Given request: Lines containing the string "that" are to be collected in full.

-- Begin --

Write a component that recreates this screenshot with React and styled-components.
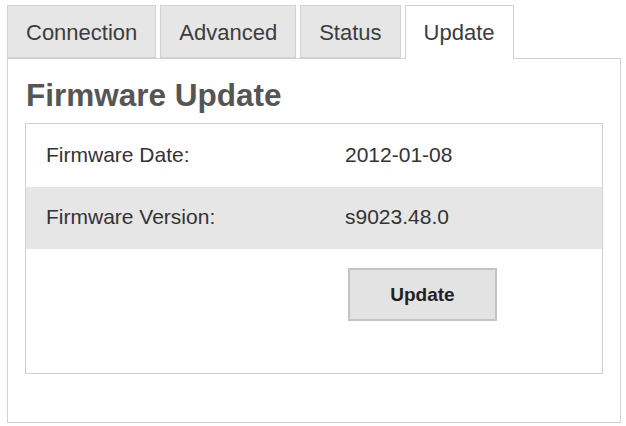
import React from "react";
import styled, { createGlobalStyle } from "styled-components";

const Global = createGlobalStyle`
  html, body { margin: 0; padding: 0; background: #fff; }
  body { font-family: "Liberation Sans", Arial, sans-serif; color: #333; }
`;

const Page = styled.div`
  padding: 5px 5px 3px 7px;
  width: 614px;
`;

const TabBar = styled.div`
  display: flex;
  gap: 4px;
  align-items: flex-end;
  height: 53px;
  position: relative;
  z-index: 1;
`;

const Tab = styled.div`
  box-sizing: border-box;
  display: flex;
  align-items: center;
  height: ${(p) => (p.$active ? "54px" : "53px")};
  margin-bottom: ${(p) => (p.$active ? "-1px" : "0")};
  padding: ${(p) => (p.$active ? "1px 18px 1px" : "2px 18px 0")};
  border: 1px solid #d2d2d2;
  border-bottom: ${(p) => (p.$active ? "none" : "1px solid #d2d2d2")};
  background: ${(p) => (p.$active ? "#fff" : "#e6e6e6")};
  font-size: 22px;
  color: #3c3c3c;
  line-height: 26px;
`;

const Panel = styled.div`
  box-sizing: border-box;
  height: 365px;
  border: 1px solid #d2d2d2;
  padding: 18px 17px 0 17px;
`;

const Title = styled.h1`
  margin: 0 0 0 1px;
  font-size: 31.5px;
  font-weight: bold;
  color: #555;
  line-height: 36px;
  height: 46px;
`;

const Box = styled.div`
  box-sizing: border-box;
  height: 251px;
  border: 1px solid #d0d0d0;
`;

const Row = styled.div`
  display: grid;
  grid-template-columns: 319px 1fr;
  align-items: center;
  height: ${(p) => p.$h || "63px"};
  background: ${(p) => (p.$shade ? "#e6e6e6" : "#fff")};
  font-size: 21px;
  line-height: 24px;
  color: #333;
`;

const Label = styled.div`
  padding: 0 0 2px 20px;
`;

const Value = styled.div`
  padding-bottom: 2px;
`;

const ButtonCell = styled.div`
  padding: 19px 0 0 3px;
  align-self: start;
`;

const Button = styled.button`
  box-sizing: border-box;
  width: 149px;
  height: 53px;
  background: #e3e3e3;
  border: 2px solid #c4c4c4;
  font-family: "Liberation Sans", Arial, sans-serif;
  font-weight: bold;
  font-size: 19px;
  color: #222;
  padding: 0;
`;

export default function App() {
  return (
    <>
      <Global />
      <Page>
        <TabBar>
          <Tab>Connection</Tab>
          <Tab>Advanced</Tab>
          <Tab>Status</Tab>
          <Tab $active>Update</Tab>
        </TabBar>
        <Panel>
          <Title>Firmware Update</Title>
          <Box>
            <Row>
              <Label>Firmware Date:</Label>
              <Value>2012-01-08</Value>
            </Row>
            <Row $shade $h="62px">
              <Label>Firmware Version:</Label>
              <Value>s9023.48.0</Value>
            </Row>
            <Row $h="124px">
              <div />
              <ButtonCell>
                <Button>Update</Button>
              </ButtonCell>
            </Row>
          </Box>
        </Panel>
      </Page>
    </>
  );
}
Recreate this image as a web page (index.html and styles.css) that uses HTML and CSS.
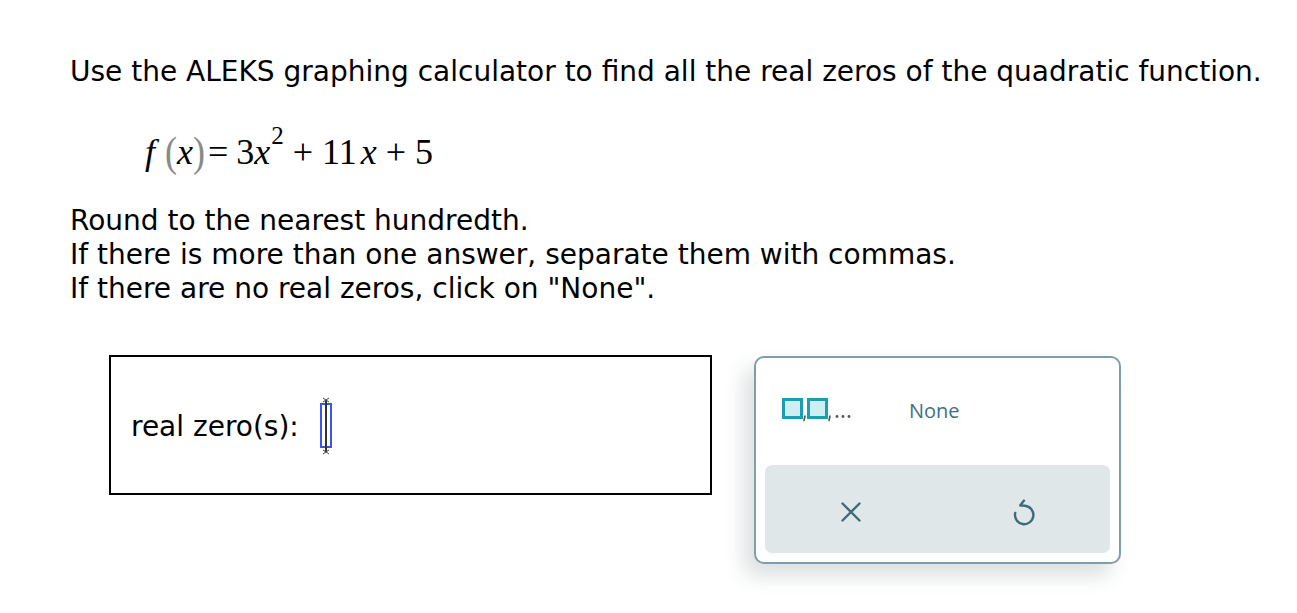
FILE: index.html
```html
<!DOCTYPE html>
<html>
<head>
<meta charset="utf-8">
<link rel="stylesheet" href="styles.css">
</head>
<body>
<div class="page">
  <p class="line heading">Use the ALEKS graphing calculator to find all the real zeros of the quadratic function.</p>
  <div class="formula">
    <span class="it f">f</span><span class="paren">(</span><span class="it">x</span><span class="paren">)</span><span class="op eq">=</span><span>3</span><span class="it">x</span><sup class="sup">2</sup><span class="op">+</span><span>11</span><span class="it xx">x</span><span class="op">+</span><span>5</span>
  </div>
  <div class="instructions">
    <p class="line">Round to the nearest hundredth.</p>
    <p class="line">If there is more than one answer, separate them with commas.</p>
    <p class="line">If there are no real zeros, click on "None".</p>
  </div>
  <div class="work">
    <div class="answer">
      <span class="label">real zero(s):</span>
      <span class="input">
        <svg class="cursor" width="14" height="58" viewBox="0 0 14 58">
          <rect x="2" y="7" width="10" height="43" fill="none" stroke="#3a55f5" stroke-width="2"/>
          <line x1="7" y1="3" x2="7" y2="55" stroke="#333" stroke-width="2"/>
          <path d="M4 1 L7 3 L10 1 M4 5 L7 3 L10 5 M4 53 L7 55 L10 53 M4 57 L7 55 L10 57" fill="none" stroke="#444" stroke-width="1"/>
        </svg>
      </span>
    </div>
    <div class="panel">
      <div class="toprow">
        <button class="key">
          <svg width="74" height="24" viewBox="0 0 74 24">
            <rect x="1.5" y="1.5" width="18" height="18" fill="#cdeff4" stroke="#1c9db4" stroke-width="3"/>
            <path d="M23 18 L22 22.5" stroke="#555" stroke-width="1.6" stroke-linecap="round"/>
            <rect x="26.5" y="1.5" width="18" height="18" fill="#cdeff4" stroke="#1c9db4" stroke-width="3"/>
            <path d="M48 18 L47 22.5" stroke="#555" stroke-width="1.6" stroke-linecap="round"/>
            <circle cx="55" cy="18.5" r="1.4" fill="#555"/>
            <circle cx="61" cy="18.5" r="1.4" fill="#555"/>
            <circle cx="67" cy="18.5" r="1.4" fill="#555"/>
          </svg>
        </button>
        <button class="key none">None</button>
      </div>
      <div class="bottomrow">
        <button class="key action">
          <svg width="24" height="24" viewBox="0 0 24 24">
            <path d="M3.5 3.5 L20.5 20.5 M20.5 3.5 L3.5 20.5" stroke="#3f6b78" stroke-width="2.4" stroke-linecap="round"/>
          </svg>
        </button>
        <button class="key action">
          <svg width="28" height="32" viewBox="0 0 28 32">
            <path d="M5.2 17 A9.2 9.2 0 1 0 15 9.8 L10.2 9.4 M10.2 9.4 L14 4.6" fill="none" stroke="#3f6b78" stroke-width="2.4" stroke-linecap="round" stroke-linejoin="round"/>
          </svg>
        </button>
      </div>
    </div>
  </div>
</div>
</body>
</html>
```
FILE: styles.css
```css
html, body {
  margin: 0;
  padding: 0;
  background: #ffffff;
}
.page {
  padding: 55px 0 49px 70px;
  font-family: "DejaVu Sans", Verdana, sans-serif;
  font-size: 28px;
  color: #000;
}
.line {
  margin: 0;
  line-height: 34px;
  white-space: nowrap;
}
.formula {
  height: 115px;
  box-sizing: border-box;
  padding: 43px 0 0 75px;
  font-family: "Liberation Serif", "Times New Roman", serif;
  font-size: 36px;
  line-height: 40px;
  white-space: nowrap;
}
.formula span {
  display: inline-block;
}
.it {
  font-style: italic;
}
.f {
  margin-right: 10px;
}
.paren {
  color: #8a8a8a;
  transform: scaleY(1.2);
}
.op {
  margin: 0 9px;
}
.eq {
  margin: 0 8px 0 3px;
}
.sup {
  font-size: 25px;
  vertical-align: 20px;
  line-height: 0;
  margin-left: 1px;
}
.xx {
  margin-left: 4px;
}
.work {
  display: flex;
  align-items: flex-start;
  margin-top: 49px;
  margin-left: 39px;
  gap: 42px;
}
.answer {
  width: 603px;
  height: 140px;
  box-sizing: border-box;
  border: 2px solid #000;
  display: flex;
  align-items: center;
  padding: 0 0 0 20px;
}
.label {
  margin-right: 20px;
  margin-top: 2px;
}
.input {
  display: inline-flex;
  align-items: center;
  height: 58px;
  margin-top: 2px;
}
.panel {
  margin-top: 1px;
  width: 367px;
  height: 208px;
  box-sizing: border-box;
  border: 2px solid #809ea6;
  border-radius: 10px;
  padding: 9px;
  display: flex;
  flex-direction: column;
  gap: 10px;
  box-shadow: -10px 12px 20px rgba(40, 60, 70, 0.16);
  background: #fff;
}
.key {
  border: 0;
  background: transparent;
  padding: 0;
  margin: 0;
  display: flex;
  align-items: center;
  justify-content: center;
  cursor: pointer;
}
.toprow {
  height: 88px;
  display: flex;
  align-items: center;
  padding-left: 17px;
  gap: 53px;
}
.toprow .key {
  margin-top: -2px;
}
.none {
  font-family: "Open Sans", Lato, sans-serif;
  font-size: 20px;
  color: #41707e;
  margin-top: -5px;
}
.bottomrow {
  height: 88px;
  background: #dfe7e9;
  border-radius: 7px;
  display: grid;
  grid-template-columns: 1fr 1fr;
}
.action {
  height: 100%;
}
.action svg {
  margin-top: 6px;
}
```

-- End --

Written solution:
Write a component that recreates this screenshot with React and styled-components.
Recreate this image as a web page (index.html and styles.css) that uses HTML and CSS.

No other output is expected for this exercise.